Another error that raised an eyebrow was her use of an image of Jack London which she characterizes as “sailor and workingman.” The photograph purports to be that of London on his way to the docks or jute mill, clad in the garb of the working class. However, that image is not of Jack London as an exploited worker. It is instead from a series of publicity images taken in the city of London during his stay there in 1902 while working on “The People of the Abyss.” The clothes, according to Jack, were acquired at an “old-clothes shop”. As London relates, “In the end, I selected a pair of...well-worn trousers, a frayed jacket..., a pair of brogans which had plainly seen service where coal was shoveled, a thin leather belt, and a very dirty cloth cap.”

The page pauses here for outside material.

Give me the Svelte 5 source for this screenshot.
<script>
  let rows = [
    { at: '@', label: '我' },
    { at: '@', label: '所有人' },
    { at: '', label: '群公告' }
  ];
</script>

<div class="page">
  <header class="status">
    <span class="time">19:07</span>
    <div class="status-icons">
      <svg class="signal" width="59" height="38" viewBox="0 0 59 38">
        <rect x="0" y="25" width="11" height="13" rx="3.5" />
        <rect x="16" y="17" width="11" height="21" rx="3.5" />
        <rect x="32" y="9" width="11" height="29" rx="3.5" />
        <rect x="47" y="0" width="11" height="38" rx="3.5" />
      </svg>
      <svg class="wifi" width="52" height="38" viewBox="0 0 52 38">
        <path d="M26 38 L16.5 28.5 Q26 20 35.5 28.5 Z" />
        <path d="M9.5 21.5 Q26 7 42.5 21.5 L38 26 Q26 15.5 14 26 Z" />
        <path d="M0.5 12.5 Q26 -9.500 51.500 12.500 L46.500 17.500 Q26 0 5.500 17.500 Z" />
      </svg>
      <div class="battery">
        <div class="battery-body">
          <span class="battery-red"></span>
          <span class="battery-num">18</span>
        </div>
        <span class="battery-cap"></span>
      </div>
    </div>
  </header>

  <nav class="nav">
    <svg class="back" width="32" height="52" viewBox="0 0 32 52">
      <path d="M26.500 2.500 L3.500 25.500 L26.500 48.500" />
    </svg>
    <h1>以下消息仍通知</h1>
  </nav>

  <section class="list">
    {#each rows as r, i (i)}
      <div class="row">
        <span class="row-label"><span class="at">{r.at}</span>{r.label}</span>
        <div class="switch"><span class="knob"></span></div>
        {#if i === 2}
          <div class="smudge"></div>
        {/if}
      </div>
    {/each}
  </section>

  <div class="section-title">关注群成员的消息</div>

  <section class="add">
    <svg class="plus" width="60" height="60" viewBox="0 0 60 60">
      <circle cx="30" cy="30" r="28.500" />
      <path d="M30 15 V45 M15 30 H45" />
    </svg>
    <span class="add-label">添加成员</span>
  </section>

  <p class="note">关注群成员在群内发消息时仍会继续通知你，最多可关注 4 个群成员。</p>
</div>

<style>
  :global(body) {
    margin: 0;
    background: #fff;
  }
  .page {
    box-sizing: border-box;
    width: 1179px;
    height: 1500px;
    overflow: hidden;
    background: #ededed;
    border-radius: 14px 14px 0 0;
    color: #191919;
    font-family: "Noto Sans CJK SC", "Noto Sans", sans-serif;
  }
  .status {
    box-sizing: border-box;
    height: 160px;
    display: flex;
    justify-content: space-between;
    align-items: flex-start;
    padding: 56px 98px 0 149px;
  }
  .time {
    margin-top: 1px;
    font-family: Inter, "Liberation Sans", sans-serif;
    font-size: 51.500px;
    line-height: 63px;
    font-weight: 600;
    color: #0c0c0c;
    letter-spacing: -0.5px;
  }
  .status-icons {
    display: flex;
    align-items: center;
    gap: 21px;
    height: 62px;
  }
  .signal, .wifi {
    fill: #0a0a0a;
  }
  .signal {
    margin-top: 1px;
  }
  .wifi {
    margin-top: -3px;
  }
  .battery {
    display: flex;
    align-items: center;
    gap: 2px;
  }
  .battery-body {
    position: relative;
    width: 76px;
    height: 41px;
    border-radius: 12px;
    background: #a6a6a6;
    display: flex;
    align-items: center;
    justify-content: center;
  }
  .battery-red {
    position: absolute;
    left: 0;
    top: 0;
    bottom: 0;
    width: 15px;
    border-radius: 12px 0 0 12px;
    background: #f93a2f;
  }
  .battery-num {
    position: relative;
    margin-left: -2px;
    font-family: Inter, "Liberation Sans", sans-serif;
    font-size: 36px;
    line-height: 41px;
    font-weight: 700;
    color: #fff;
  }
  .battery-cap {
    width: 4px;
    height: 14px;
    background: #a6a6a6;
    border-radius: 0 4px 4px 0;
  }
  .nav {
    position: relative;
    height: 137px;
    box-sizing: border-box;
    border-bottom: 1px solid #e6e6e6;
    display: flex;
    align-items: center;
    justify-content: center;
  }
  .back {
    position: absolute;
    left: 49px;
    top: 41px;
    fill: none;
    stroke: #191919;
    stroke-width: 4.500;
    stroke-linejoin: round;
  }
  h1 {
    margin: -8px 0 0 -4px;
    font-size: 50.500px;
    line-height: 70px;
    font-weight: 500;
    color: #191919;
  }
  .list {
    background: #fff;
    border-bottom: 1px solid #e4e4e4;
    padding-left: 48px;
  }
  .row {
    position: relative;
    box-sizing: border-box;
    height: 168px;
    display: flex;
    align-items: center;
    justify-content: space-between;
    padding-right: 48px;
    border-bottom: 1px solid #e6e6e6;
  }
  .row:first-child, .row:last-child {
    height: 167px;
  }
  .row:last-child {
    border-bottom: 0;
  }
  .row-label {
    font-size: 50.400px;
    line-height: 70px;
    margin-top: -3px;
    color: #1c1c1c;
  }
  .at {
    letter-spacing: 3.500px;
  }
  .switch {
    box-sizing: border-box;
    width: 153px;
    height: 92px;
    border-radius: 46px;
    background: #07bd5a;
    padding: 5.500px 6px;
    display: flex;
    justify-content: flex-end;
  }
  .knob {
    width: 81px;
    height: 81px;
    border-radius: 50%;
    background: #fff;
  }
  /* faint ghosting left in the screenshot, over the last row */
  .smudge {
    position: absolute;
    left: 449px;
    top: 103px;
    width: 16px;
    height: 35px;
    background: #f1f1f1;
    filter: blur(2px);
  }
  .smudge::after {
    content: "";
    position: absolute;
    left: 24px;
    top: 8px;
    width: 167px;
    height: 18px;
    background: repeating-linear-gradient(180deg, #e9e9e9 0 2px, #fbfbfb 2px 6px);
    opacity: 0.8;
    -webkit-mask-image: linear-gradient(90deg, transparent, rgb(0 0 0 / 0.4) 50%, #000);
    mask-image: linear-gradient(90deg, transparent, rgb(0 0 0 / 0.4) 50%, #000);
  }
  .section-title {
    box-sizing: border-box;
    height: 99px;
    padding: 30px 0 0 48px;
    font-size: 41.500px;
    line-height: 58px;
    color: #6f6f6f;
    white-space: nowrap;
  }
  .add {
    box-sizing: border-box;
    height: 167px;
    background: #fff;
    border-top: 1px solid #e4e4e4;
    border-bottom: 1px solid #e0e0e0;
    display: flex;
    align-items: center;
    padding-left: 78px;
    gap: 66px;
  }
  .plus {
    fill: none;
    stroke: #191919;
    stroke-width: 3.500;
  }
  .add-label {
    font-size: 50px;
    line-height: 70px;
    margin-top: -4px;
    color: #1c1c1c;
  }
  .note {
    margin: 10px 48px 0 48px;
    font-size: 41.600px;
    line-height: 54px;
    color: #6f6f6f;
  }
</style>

It is apparent when examining the photographs that these are exactly the clothes he is wearing in the image on Page 148 of Tichi’s book. Final proof of the origin of this photo comes from Jeanne Campbell Reesman’s “Jack London, Photographer” which includes additional photos from that series. One image in the above book is captioned “Jack London as an East-ender, England, 1902” and a second is entitled, “Jack London and Bert, a cobbler, London, 1902”.
The problem here is not that the image is particularly disingenuous, or that Jack London was not truly a sailor or workingman; it is that these images are misrepresentations, and their source -- although clearly documented by Ms. Reesman in her book of Jack London’s photographs -- is apparently not known to Tichi. In fact, according to the information in Reesman’s book, Jack London himself took the photographs, which were later returned to him after “The People of the Abyss” was published. Jack London’s stepsister Eliza Shepard made notations under these images as to their origins in a scrapbook she gave to him after his return from England. (One of these images, “Jack London as an East-ender” was also used as the cover photograph for Jay Williams’ “Author Under Sail: The Imagination of Jack London, 1893-1902” and in Joan D. Hedrick’s book, “Solitary Comrade: Jack London and His Work” wherein Hedrick represents it as an image of “Jack London, member of the working class”. Thus, Tichi was not the first to be unaware of the image’s origins.)
Finally, I must correct Ms. Tichi’s assertion that Jack London was incapable of writing “crime fiction”. She states:
“Producing crime fiction, however, proved nearly impossible for London no matter how hard he tried. Eager to join the ranks of crime fiction writers, London sketched this plot: ‘A woman is held up by desperate young fellow, in her own house -- when police take him away...he turned his head as he went out and called her a name unspeakable and vile.’ London, however, abandoned this story...these notes were dispatched, null and void to London’s files.”
While the term “crime fiction” is rather vague, it would certainly include stories of criminal justice, as well as the investigation and solving of crimes. On both counts, Jack London has delivered convincingly. In fact, the very story Tichi claims Jack London “abandoned” was in fact written and published. It is called “To Kill a Man” and is included in a collection called "The Night-Born", and has been available for many years from various digital sources, including an ebook version. It is not an obscure work; I found an online analysis of the story posted by an English student nearly two years ago. A further, but partial list of Jack London’s excellent “crime fiction” also includes the short stories “The Enemy of All the World”, “The Minions of Midas”, “The Hanging of Cultus George”, “The Passing of Marcus O’Brien”, “Winged Blackmail”, "Just Meat", and “The Chinago”. And let’s not forget London’s “The Assassination Bureau, Ltd.”, a book later made in 1969 into a major motion picture starring Oliver Reed, Diana Rigg, Telly Savalas, and Curt Jurgens. To be fair, this novel was based at least in part on a plot idea London purchased from Sinclair Lewis, but it bears London’s name and the first 20,000 words are his own.
Despite these errors, Cecelia Tichi’s book is a worthy, even essential, addition to any Jack London study library, and is a good, solid read. She underscores London’s contributions to social progress and environmentalism, detailing his astoundingly advanced “Beauty Ranch” for what it was; decades ahead of its time, sustainable, organic, and scientific all at once. She rightly lauds several important novels usually dismissed by critics and biographers, among them “The Little Lady of the Big House” and “Michael, Brother of Jerry” and provides us with a fresh analysis of “The Valley of the Moon”. She also takes on Kevin Starr, and makes a strong case for the sources of Jack London’s depression which several credible authors feel contributed to his early death.
Tichi herself skirts adroitly any comment about the cause of London’s demise, merely stating “Death stalked [and] claimed the forty-year-old Jack London that night, November 22, 1916.”
Death did indeed come to Jack London, but his work lives on, as Tichi has once more shown us.